Worse is that the entire film feels heavy and ponderous. I really enjoyed the entire Final Destination series, with its terrific balance of peril and crazy, Rube Goldberg-esque deaths (some of which will stick with you for years, they’re darn ingenious). It’s a tricky balance to have a story that’s fun, entertaining and still sufficiently horrific that it offers the occasional shot of adrenalin for the viewer too. It’s not a good horror film if you aren’t yellow at the protagonist at least once not to go in the room, answer the phone, check out the basement or head to the outhouse during the lightning storm!
Instead of that, writer/director Jeffrey Reddick offers up a pivotal event that is already far more heavy than anything that triggers the action in any of the five Final Destination films (note: Reddick wrote all but Final Destination 4, according to IMDb). There’s a psychic cost to the viewer watching a man beaten to death by an assailant, even without the lack of a good samaritan stepping in to change things. While most of us might have a similar response of turning away, walking away or just watching as a voyeur, that’s just a questionable launching point for a horror movie that seeks to have us identify with the group of witnesses so we can actually care when they are in mortal peril.

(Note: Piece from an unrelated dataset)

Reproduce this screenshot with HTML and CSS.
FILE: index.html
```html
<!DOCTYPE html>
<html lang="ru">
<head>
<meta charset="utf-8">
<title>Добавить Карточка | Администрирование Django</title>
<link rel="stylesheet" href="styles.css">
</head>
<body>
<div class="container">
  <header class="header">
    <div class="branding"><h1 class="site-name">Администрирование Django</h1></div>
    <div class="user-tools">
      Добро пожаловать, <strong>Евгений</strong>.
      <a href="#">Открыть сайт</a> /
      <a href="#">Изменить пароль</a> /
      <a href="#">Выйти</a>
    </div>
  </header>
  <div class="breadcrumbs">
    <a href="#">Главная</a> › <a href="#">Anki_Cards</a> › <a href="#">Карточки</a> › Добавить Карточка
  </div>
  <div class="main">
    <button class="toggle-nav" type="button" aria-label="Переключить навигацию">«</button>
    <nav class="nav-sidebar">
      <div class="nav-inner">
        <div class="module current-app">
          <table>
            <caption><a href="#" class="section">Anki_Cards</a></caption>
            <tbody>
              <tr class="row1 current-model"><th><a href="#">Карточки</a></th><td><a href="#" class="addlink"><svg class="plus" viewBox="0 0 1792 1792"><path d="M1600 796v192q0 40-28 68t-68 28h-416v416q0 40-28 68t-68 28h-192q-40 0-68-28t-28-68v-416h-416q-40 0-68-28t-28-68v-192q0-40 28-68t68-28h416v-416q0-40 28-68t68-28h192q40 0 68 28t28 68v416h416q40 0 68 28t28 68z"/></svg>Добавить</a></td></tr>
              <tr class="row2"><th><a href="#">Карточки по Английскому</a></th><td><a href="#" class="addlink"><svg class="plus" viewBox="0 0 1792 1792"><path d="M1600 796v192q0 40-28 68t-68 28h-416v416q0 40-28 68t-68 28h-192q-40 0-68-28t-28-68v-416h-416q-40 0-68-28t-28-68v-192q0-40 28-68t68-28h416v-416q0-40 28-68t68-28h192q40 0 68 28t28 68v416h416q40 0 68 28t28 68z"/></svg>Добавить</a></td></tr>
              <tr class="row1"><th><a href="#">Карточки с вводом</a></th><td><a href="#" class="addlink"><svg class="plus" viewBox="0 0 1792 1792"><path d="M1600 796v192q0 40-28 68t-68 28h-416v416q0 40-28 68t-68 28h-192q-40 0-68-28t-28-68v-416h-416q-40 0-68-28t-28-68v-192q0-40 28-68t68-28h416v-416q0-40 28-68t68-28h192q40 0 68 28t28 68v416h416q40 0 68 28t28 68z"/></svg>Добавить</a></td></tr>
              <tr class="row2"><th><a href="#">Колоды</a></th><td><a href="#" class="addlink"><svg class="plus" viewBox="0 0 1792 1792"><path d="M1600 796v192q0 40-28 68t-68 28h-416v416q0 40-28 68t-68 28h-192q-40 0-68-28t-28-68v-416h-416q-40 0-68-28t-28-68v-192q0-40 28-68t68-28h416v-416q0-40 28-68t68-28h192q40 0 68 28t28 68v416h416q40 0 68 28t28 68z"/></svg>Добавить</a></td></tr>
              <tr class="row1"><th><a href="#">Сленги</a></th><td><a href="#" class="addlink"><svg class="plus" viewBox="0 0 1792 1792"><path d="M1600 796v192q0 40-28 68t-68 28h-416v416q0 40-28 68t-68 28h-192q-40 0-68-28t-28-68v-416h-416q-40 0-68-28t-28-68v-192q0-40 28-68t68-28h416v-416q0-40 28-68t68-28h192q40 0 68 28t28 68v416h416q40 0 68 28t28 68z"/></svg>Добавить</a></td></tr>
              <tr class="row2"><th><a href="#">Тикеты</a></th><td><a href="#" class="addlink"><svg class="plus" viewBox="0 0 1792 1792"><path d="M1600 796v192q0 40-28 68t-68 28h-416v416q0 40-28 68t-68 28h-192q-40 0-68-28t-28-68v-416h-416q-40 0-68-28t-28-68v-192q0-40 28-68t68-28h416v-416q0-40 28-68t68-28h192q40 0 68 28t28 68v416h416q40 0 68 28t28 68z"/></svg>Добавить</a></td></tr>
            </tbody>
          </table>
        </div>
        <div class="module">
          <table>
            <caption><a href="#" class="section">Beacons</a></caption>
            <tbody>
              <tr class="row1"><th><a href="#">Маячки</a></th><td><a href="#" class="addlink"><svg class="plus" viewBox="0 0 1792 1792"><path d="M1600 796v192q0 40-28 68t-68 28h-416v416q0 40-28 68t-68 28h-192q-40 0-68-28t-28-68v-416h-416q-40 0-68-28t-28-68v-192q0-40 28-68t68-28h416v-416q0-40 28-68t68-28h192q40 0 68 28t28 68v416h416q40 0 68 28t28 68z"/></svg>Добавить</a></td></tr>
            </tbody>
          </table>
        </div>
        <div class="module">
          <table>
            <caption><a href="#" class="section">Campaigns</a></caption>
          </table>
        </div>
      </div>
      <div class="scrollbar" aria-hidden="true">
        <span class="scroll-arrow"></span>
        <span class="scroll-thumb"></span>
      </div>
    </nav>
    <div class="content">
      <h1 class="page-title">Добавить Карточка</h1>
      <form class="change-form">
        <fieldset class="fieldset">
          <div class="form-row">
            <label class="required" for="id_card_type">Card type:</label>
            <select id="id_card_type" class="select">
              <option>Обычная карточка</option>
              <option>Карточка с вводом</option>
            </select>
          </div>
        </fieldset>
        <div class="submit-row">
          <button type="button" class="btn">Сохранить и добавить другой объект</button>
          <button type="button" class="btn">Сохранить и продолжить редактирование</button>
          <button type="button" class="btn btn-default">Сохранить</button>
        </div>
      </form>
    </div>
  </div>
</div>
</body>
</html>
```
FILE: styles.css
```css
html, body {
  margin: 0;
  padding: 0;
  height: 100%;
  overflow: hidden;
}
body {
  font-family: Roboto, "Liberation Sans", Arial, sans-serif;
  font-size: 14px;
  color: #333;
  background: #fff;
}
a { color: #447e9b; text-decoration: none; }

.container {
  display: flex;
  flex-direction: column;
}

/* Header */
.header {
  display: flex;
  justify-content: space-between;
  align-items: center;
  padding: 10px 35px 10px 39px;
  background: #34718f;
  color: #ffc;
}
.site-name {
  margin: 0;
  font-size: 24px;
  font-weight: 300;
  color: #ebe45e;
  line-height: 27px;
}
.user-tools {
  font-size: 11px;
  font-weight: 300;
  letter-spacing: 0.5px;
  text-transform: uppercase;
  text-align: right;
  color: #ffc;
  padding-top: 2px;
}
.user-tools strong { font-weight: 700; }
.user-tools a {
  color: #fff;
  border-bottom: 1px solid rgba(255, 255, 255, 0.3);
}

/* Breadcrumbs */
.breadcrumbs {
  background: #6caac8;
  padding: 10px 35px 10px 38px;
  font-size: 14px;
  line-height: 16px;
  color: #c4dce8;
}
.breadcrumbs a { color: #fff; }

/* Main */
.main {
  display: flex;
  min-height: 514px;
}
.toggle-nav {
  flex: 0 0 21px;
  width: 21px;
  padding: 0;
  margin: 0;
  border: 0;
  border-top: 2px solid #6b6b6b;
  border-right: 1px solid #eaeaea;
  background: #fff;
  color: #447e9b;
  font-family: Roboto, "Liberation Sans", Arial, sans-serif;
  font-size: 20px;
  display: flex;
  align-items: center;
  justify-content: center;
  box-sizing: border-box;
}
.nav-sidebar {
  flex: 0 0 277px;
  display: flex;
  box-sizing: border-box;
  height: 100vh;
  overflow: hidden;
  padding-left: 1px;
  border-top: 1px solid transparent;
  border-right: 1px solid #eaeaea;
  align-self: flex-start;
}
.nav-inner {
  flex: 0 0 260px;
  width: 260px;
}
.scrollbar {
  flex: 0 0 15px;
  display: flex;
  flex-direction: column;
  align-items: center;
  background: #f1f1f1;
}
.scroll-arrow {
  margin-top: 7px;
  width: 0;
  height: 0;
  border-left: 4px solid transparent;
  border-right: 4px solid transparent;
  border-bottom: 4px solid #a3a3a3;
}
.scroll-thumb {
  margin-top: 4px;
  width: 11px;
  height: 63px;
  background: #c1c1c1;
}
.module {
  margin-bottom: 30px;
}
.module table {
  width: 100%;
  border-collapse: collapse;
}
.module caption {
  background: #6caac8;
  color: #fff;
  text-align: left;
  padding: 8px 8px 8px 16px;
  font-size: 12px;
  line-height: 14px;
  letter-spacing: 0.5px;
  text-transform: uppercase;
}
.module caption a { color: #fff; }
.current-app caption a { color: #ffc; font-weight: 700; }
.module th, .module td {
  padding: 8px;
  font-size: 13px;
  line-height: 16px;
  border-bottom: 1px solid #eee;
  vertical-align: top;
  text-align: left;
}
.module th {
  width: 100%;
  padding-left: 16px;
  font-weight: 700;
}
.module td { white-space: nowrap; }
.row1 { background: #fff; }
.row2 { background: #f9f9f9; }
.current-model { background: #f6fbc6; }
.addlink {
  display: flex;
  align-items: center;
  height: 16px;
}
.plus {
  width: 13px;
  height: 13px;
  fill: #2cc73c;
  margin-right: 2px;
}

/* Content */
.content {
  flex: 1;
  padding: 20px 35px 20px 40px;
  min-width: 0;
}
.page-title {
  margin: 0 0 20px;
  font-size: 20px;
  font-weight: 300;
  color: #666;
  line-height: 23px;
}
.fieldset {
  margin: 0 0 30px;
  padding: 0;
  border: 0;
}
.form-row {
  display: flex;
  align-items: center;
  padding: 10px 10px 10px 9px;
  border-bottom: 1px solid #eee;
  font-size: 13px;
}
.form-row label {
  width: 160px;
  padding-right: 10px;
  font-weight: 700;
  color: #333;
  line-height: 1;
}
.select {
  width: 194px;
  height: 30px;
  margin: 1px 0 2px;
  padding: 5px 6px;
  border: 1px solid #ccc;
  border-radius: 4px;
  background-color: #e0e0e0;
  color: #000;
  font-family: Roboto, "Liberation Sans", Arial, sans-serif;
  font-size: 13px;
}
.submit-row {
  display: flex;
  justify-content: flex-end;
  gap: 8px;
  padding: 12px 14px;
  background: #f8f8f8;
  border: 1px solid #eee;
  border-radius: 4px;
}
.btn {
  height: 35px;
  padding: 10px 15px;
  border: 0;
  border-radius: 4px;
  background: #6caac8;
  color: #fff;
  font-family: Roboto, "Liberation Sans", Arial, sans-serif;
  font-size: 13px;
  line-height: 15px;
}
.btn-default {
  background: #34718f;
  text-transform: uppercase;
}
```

There’s also the angle of cinemagoer as voyeur too, as brilliantly exploited in the marvelous Rear Window (and so many other films). That level of sophistication in the storytelling is beyond what Reddick offers, making me want to see how a more seasoned director like Jordan Peele might have tackled a film with this basic premise. As is, I can’t recommend Don’t Look Back even to the most hardcore horror fans. Go re-watch one of the Final Destination series instead; it’ll be time better spent.